I don't know about you, but I love being comfortable. Cozy blankets, warm beds, fluffy socks, pajama pants are all things that make my heart feel warm and happy when I think about them. Wrapping up in a warm blanket, wearing fuzzy jackets, and drinking hot chocolate or coffee makes me feel safe, and well... comfortable. Comfort can be a good thing, that is until you use the word to describe your walk with Christ.
Comfort is easy. There's no unknown, no risks, nothing that can hurt you when you're comfortable. But that is not God's purpose and His will for our life. I started college this year, and my first few weeks I felt absolutely petrified. Sure I was excited for a new journey and a new chapter in my life, but the thought of the unknown and facing something I've never experienced threw me into a panic. I remember those first few weeks, and I remember almost every time I hit shuffle on my playlist, the song "Oceans" came on within 5 minutes of me listening to my music. I had listened to that song probably 100 times, but this time it spoke to me in a different way. I was in the midst of an ocean now. I was in the "great unknown where feet may fail". Starting college, being away from everything I was used to, living and sleeping somewhere new, so many new people, new classes and new teachers; this was my ocean.

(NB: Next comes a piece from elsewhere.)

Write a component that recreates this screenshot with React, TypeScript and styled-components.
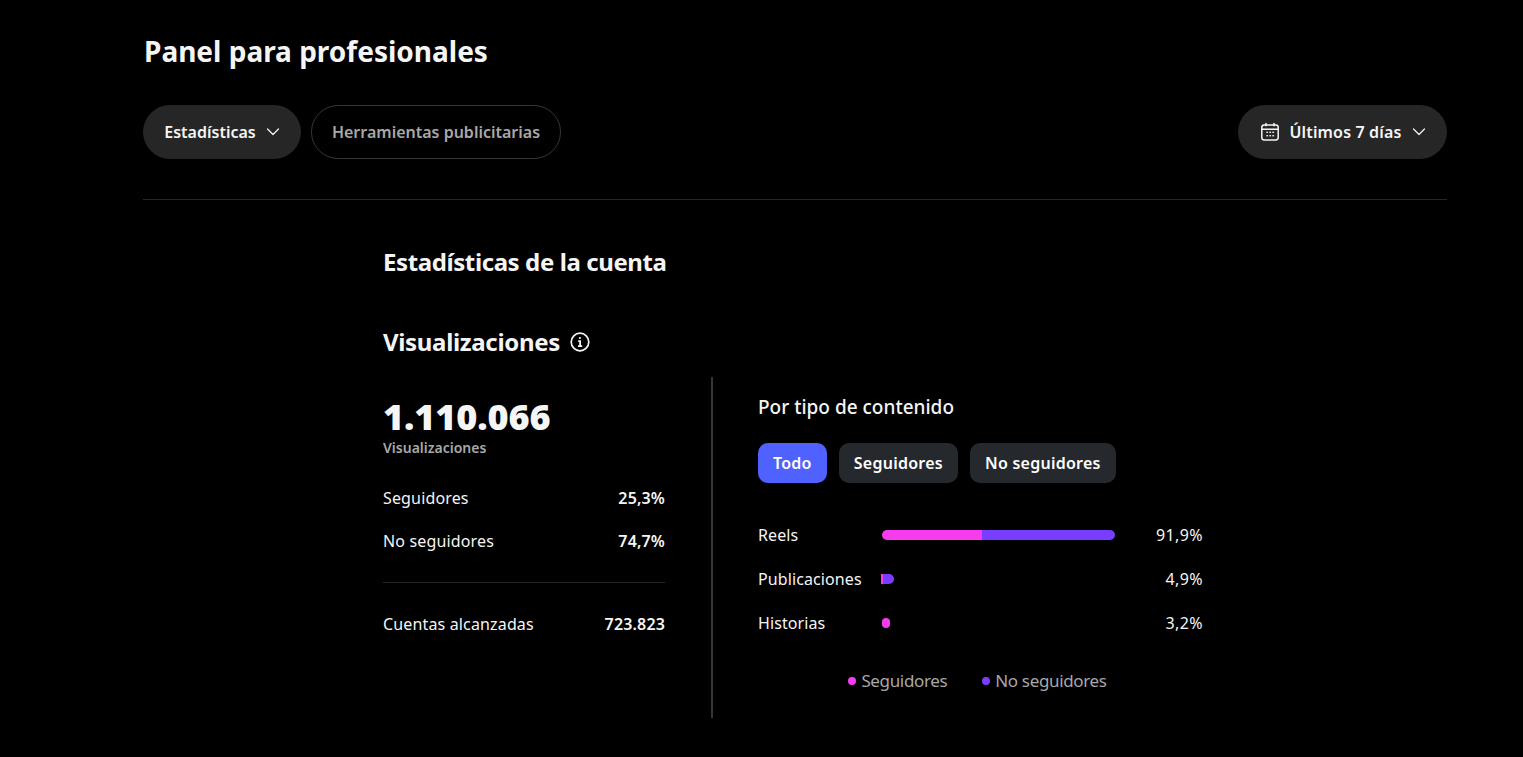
import React from "react";
import styled, { createGlobalStyle } from "styled-components";

const GlobalStyle = createGlobalStyle`
  html, body {
    margin: 0;
    padding: 0;
    background: #000;
    color: #f5f5f5;
    font-family: "Noto Sans", "Open Sans", "Liberation Sans", sans-serif;
  }
`;

const Chevron = () => (
  <svg width="14" height="14" viewBox="0 0 14 14" fill="none" stroke="currentColor" strokeWidth="1.2" strokeLinecap="round" strokeLinejoin="round">
    <path d="M1.5 4 7 9.5 12.5 4" />
  </svg>
);

const CalendarIcon = () => (
  <svg width="20" height="20" viewBox="0 0 20 20" fill="none" stroke="currentColor" strokeWidth="1.5" strokeLinecap="round">
    <rect x="1.8" y="3" width="16.4" height="15" rx="2.4" />
    <path d="M1.8 7.2h16.4M6 1.4v2.4M14 1.4v2.4" />
    <path strokeWidth="1.6" d="M7 10.3h.4M10 10.3h.4M13 10.3h.4M7 13.7h.4M10 13.7h.4M13 13.7h.4" />
  </svg>
);

const InfoIcon = () => (
  <svg width="20" height="20" viewBox="0 0 20 20" fill="none" stroke="currentColor" strokeWidth="1.7">
    <circle cx="10" cy="10" r="8.8" />
    <path strokeWidth="1.8" d="M8.2 9.2H10.1V14.2M8 14.2h4.2" />
    <circle cx="9.9" cy="6" r="1.1" fill="currentColor" stroke="none" />
  </svg>
);

const contentRows = [
  { label: "Reels", value: "91,9%", followers: 100, others: 133, flat: false },
  { label: "Publicaciones", value: "4,9%", followers: 2, others: 11, flat: true },
  { label: "Historias", value: "3,2%", followers: 8, others: 0, flat: false },
];

const App = () => {
  return (
    <Page>
      <GlobalStyle />
      <Title>Panel para profesionales</Title>
      <Toolbar>
        <PillGroup>
          <FilledPill $width={158}>
            Estadísticas <Chevron />
          </FilledPill>
          <OutlinePill>Herramientas publicitarias</OutlinePill>
        </PillGroup>
        <FilledPill $width={209} $spacing={0.15}>
          <CalendarIcon /> Últimos 7 días <Chevron />
        </FilledPill>
      </Toolbar>
      <Divider />
      <Content>
        <SectionTitle>Estadísticas de la cuenta</SectionTitle>
        <MetricHeading>
          Visualizaciones <InfoIcon />
        </MetricHeading>
        <Columns>
          <Summary>
            <BigNumber>1.110.066</BigNumber>
            <BigLabel>Visualizaciones</BigLabel>
            <StatRows>
              <StatRow>
                <span>Seguidores</span>
                <strong>25,3%</strong>
              </StatRow>
              <StatRow>
                <span>No seguidores</span>
                <strong>74,7%</strong>
              </StatRow>
            </StatRows>
            <SummaryRule />
            <StatRow>
              <span>Cuentas alcanzadas</span>
              <strong>723.823</strong>
            </StatRow>
          </Summary>
          <Breakdown>
            <BreakdownTitle>Por tipo de contenido</BreakdownTitle>
            <Tabs>
              <Tab $active>Todo</Tab>
              <Tab>Seguidores</Tab>
              <Tab>No seguidores</Tab>
            </Tabs>
            <Bars>
              {contentRows.map((row) => (
                <BarRow key={row.label}>
                  <BarLabel>{row.label}</BarLabel>
                  <BarTrack>
                    <Bar $flat={row.flat}>
                      {row.followers > 0 && <FollowerPart style={{ width: row.followers }} />}
                      {row.others > 0 && <OtherPart style={{ width: row.others }} />}
                    </Bar>
                  </BarTrack>
                  <BarValue>{row.value}</BarValue>
                </BarRow>
              ))}
            </Bars>
            <Legend>
              <LegendItem $color="#f63cee">Seguidores</LegendItem>
              <LegendItem $color="#7a3cff">No seguidores</LegendItem>
            </Legend>
          </Breakdown>
        </Columns>
      </Content>
    </Page>
  );
};

const Page = styled.div`
  box-sizing: border-box;
  width: 1523px;
  height: 757px;
  overflow: hidden;
  padding: 32px 76px 0 143px;
`;

const Title = styled.h1`
  margin: 0 0 0 1px;
  font-size: 28px;
  line-height: 38px;
  font-weight: 700;
  letter-spacing: 0;
  color: #f5f5f5;
`;

const Toolbar = styled.div`
  display: flex;
  justify-content: space-between;
  margin-top: 35px;
`;

const PillGroup = styled.div`
  display: flex;
  gap: 10px;
`;

const FilledPill = styled.div<{ $width: number; $spacing?: number }>`
  box-sizing: border-box;
  width: ${(p) => p.$width}px;
  height: 54px;
  display: flex;
  align-items: center;
  justify-content: center;
  gap: 10px;
  border-radius: 27px;
  background: #262626;
  font-size: 16px;
  font-weight: 600;
  letter-spacing: ${(p) => p.$spacing ?? 0}px;
  color: #f5f5f5;
`;

const OutlinePill = styled.div`
  box-sizing: border-box;
  width: 250px;
  height: 54px;
  display: flex;
  align-items: center;
  justify-content: center;
  border: 1px solid #363636;
  border-radius: 27px;
  font-size: 16px;
  font-weight: 600;
  letter-spacing: 0;
  color: #a8a8a8;
`;

const Divider = styled.div`
  height: 1px;
  margin-top: 40px;
  background: #262626;
`;

const Content = styled.div`
  margin-left: 240px;
  width: 820px;
`;

const SectionTitle = styled.h2`
  margin: 45px 0 0;
  font-size: 24px;
  line-height: 34px;
  font-weight: 700;
  letter-spacing: -0.4px;
  color: #f5f5f5;
`;

const MetricHeading = styled.div`
  display: flex;
  align-items: center;
  gap: 10px;
  margin-top: 46px;
  font-size: 24px;
  line-height: 34px;
  font-weight: 700;
  letter-spacing: -0.33px;
`;

const Columns = styled.div`
  display: flex;
  margin-top: 18px;
  height: 341px;
`;

const Summary = styled.div`
  box-sizing: border-box;
  width: 330px;
  padding: 17px 46px 0 0;
  border-right: 2px solid #363636;
`;

const BigNumber = styled.div`
  font-size: 36px;
  line-height: 46px;
  font-weight: 900;
  letter-spacing: -0.1px;
  color: #f5f5f5;
`;

const BigLabel = styled.div`
  margin-top: -2px;
  font-size: 14px;
  line-height: 20px;
  font-weight: 600;
  letter-spacing: 0;
  color: #a8a8a8;
`;

const StatRows = styled.div`
  display: flex;
  flex-direction: column;
  gap: 21px;
  margin-top: 29px;
`;

const StatRow = styled.div`
  display: flex;
  justify-content: space-between;
  font-size: 16px;
  line-height: 22px;
  letter-spacing: 0.15px;
  color: #f5f5f5;

  strong {
    font-weight: 600;
  }
`;

const SummaryRule = styled.div`
  height: 1px;
  margin: 30px 0 30px;
  background: #262626;
`;

const Breakdown = styled.div`
  padding: 18px 0 0 45px;
  width: 445px;
`;

const BreakdownTitle = styled.div`
  font-size: 19px;
  line-height: 24px;
  font-weight: 500;
  letter-spacing: 0;
`;

const Tabs = styled.div`
  display: flex;
  gap: 12px;
  margin-top: 24px;
`;

const Tab = styled.div<{ $active?: boolean }>`
  height: 40px;
  padding: 0 15px;
  display: flex;
  align-items: center;
  border-radius: 10px;
  background: ${(p) => (p.$active ? "#4f62ff" : "#25292e")};
  font-size: 16px;
  font-weight: 600;
  letter-spacing: 0.25px;
  color: #fff;
`;

const Bars = styled.div`
  display: flex;
  flex-direction: column;
  gap: 22px;
  margin-top: 41px;
`;

const BarRow = styled.div`
  display: flex;
  align-items: center;
  height: 22px;
  font-size: 16px;
  letter-spacing: 0.1px;
`;

const BarLabel = styled.div`
  width: 124px;
  flex: none;
`;

const BarTrack = styled.div`
  flex: 1;
`;

const Bar = styled.div<{ $flat?: boolean }>`
  display: flex;
  height: 10px;
  width: fit-content;
  margin-left: ${(p) => (p.$flat ? "-1px" : "0")};
  border-radius: ${(p) => (p.$flat ? "0 5px 5px 0" : "5px")};
  overflow: hidden;
`;

const FollowerPart = styled.div`
  background: #f63cee;
`;

const OtherPart = styled.div`
  background: #7a3cff;
`;

const BarValue = styled.div`
  flex: none;
  letter-spacing: 0.4px;
`;

const Legend = styled.div`
  display: flex;
  justify-content: center;
  gap: 35px;
  margin-top: 35px;
  padding-right: 6px;
`;

const LegendItem = styled.div<{ $color: string }>`
  display: flex;
  align-items: center;
  gap: 5px;
  font-size: 17px;
  line-height: 24px;
  letter-spacing: -0.35px;
  color: #a8a8a8;

  &::before {
    content: "";
    width: 8px;
    height: 8px;
    border-radius: 50%;
    background: ${(p) => p.$color};
  }
`;

export default App;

I was extremely uncomfortable. But those lyrics of that song reminded me of what I had forgotten. That God was still there, just because I was somewhere new didn't mean that God didn't go with me. I had to remember to "call upon His name" and to "rest in His embrace" and that His "sovereign hand would be my guide". So that's what I did. I reminded myself of these things, I reminded myself of God's love and protection. I felt peace and rest. However, soon I became very COMFORTABLE. Now, there's nothing wrong with having peace and rest in God, but I became comfortable once again with just going to church on Sunday's and Wednesday, and Bible studies during the week. Finding comfort in God, and being comfortable and content in your walk with Christ are two very different things. I stopped looking for opportunities to share my story and my faith with others. I was so concerned with everything going on in my life, that I forgot that my one purpose on this Earth is to bring lost souls to the One that can give them eternal life.
I've always liked the quote that "comfort is the enemy of progress" because it's 100% true. When we are comfortable and in our own little safety bubble, are we really doing anything to further the kingdom of God? When we were saved that wasn't the end of our salvation story, it was supposed to be the beginning. However, many of us have found ourselves comfortable and content with getting saved and then going to church every Sunday, and that's about it. Sure we may do a devotional now and then, or go to a Bible study, but are we actively seeking to bring lost souls to Christ? You see, we weren't saved to be SEATED in church, we were saved to be SENT. God sends those that He saves.
Questions:
What is your ocean right now? Are you running to God in the midst of this ocean?
What safety bubble are you stuck in that feels comfortable, but is keeping you from following God's purpose for your life?